Exercises

Section 2.12 Exercises

1

Let \(f:\mathbb R\to \mathbb R\) be continuously differentiable. We say that \(x_0\) is a simple root of \(f\) if \(f(x_0)=0\) and \(f'(x_0)\neq0\text{.}\) Show that if \(x_0\) is a simple root of \(f\text{,}\) then \(x_0\) is a super-attracting fixed point of the Newton's method iteration function \(N\) for \(f\text{.}\)

2

Find an example of a continuously differentiable function \(f:\mathbb R\to \mathbb R\) that attracts no critical point.

Hint

Draw a graph.
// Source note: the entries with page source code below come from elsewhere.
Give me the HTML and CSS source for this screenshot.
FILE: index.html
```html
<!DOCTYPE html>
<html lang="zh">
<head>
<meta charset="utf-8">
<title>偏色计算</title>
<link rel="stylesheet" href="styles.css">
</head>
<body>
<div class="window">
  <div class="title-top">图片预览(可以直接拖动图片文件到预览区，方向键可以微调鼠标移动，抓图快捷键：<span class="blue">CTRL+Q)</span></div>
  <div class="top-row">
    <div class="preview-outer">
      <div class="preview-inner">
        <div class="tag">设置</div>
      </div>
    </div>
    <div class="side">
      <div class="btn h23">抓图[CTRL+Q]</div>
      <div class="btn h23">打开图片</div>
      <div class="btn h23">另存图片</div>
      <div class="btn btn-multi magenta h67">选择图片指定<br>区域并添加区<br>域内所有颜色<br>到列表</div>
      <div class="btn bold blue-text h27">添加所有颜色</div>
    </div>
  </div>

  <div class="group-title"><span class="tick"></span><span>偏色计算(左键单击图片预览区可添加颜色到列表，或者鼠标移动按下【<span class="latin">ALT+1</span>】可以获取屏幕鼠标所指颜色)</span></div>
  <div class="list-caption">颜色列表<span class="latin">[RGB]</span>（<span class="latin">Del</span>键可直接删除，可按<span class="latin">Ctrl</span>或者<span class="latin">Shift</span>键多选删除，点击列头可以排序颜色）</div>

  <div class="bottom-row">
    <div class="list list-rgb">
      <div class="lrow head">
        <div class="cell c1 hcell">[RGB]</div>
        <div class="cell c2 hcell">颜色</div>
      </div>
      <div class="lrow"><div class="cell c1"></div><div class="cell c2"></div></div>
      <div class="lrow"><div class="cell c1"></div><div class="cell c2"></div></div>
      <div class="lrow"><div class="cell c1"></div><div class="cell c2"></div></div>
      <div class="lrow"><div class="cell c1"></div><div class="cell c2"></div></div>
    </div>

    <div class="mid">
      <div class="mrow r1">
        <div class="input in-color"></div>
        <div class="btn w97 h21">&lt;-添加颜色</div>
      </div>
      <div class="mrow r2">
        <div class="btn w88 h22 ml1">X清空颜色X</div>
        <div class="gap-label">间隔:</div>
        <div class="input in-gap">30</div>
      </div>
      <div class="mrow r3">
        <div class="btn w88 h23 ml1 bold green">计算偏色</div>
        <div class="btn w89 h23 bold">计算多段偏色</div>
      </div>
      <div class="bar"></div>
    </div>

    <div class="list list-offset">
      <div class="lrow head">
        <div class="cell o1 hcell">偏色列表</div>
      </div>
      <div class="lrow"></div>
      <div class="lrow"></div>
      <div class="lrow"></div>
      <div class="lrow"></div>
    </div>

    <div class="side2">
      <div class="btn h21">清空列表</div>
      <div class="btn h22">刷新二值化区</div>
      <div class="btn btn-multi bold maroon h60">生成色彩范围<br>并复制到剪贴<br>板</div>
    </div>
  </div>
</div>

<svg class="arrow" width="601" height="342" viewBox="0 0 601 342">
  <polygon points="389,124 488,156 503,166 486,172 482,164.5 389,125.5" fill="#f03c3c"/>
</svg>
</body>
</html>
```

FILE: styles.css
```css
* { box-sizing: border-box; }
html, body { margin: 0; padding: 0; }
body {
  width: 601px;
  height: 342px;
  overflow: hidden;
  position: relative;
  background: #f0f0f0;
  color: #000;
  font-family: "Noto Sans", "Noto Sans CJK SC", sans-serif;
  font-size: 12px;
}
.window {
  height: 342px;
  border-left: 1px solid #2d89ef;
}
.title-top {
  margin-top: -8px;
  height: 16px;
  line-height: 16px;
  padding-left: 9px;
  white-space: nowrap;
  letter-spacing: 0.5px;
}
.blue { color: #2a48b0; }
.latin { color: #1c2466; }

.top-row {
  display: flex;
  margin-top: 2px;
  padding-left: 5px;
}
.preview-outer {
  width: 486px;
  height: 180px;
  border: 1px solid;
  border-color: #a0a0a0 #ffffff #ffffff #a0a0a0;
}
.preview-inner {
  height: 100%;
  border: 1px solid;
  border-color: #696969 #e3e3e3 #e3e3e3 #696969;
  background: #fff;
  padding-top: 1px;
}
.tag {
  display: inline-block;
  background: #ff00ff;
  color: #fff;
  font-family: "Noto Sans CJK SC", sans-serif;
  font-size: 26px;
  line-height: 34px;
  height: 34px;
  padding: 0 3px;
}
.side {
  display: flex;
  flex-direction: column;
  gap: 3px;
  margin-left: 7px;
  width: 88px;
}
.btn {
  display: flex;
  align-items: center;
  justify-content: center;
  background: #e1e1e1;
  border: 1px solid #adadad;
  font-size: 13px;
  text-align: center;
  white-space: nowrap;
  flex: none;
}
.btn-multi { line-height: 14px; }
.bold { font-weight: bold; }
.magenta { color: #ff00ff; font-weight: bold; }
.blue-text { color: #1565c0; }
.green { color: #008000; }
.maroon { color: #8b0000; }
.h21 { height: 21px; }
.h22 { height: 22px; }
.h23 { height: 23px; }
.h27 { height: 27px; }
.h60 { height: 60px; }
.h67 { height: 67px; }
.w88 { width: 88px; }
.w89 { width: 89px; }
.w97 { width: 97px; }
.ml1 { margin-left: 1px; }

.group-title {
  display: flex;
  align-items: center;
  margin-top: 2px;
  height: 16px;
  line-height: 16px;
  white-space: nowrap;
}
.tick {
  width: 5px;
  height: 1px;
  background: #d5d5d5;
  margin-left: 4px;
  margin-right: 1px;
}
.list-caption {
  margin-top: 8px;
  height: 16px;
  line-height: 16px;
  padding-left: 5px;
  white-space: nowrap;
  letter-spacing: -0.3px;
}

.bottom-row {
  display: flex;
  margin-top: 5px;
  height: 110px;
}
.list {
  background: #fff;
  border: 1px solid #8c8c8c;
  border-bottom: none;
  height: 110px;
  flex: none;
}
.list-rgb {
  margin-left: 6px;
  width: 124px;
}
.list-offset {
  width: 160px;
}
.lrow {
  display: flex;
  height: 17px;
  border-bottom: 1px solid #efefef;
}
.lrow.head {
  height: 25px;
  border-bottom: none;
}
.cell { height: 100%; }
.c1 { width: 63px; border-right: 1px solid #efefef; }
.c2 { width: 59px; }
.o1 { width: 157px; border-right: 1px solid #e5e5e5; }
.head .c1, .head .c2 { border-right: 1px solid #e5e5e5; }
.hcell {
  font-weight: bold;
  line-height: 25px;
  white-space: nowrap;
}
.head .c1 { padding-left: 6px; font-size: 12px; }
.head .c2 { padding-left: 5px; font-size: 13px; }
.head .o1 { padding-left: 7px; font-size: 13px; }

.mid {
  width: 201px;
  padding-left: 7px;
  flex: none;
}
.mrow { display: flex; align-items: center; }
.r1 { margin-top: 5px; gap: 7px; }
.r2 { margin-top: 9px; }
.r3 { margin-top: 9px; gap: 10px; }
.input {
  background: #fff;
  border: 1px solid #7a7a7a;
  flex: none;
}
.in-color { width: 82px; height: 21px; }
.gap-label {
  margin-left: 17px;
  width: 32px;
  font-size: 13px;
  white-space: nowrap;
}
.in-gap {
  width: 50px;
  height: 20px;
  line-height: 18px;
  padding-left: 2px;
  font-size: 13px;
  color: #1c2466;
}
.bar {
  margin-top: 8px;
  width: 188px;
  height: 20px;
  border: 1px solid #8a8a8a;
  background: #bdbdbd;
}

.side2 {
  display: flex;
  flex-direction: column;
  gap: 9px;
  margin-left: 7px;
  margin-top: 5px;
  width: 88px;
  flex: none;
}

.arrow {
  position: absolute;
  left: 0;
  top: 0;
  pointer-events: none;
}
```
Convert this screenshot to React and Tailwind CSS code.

Of course, you can't violate theorem Theorem 2.6.2.

3

Let \(f(x)=x^2-4x+5\text{.}\) Show that \(f\) has a super-attractive orbit of period 2.

4

Let \(f(x)=3 x^2-6 x+3.415\text{.}\) Find all attractive orbits of \(f\text{.}\)

5

Use software to find all orbits of period 2, 3, and 4 for \(f(x)=x^2-2\text{.}\)

6

Use software to find one orbit of period 11 for \(f(x)=x^2-2\text{.}\)

7

Let \(f_{\lambda}(x)=\lambda x(1-x)\text{.}\) Find the value of \(\lambda\) such that \(f_{\lambda}\) has a super-attractive orbit of period 3.

8

Find an orbit of period 11 for the doubling map.

9

Show that there is no orbit of the doubling map that is dense in some proper subinterval of \(H\) but not dense in \(H\) itself.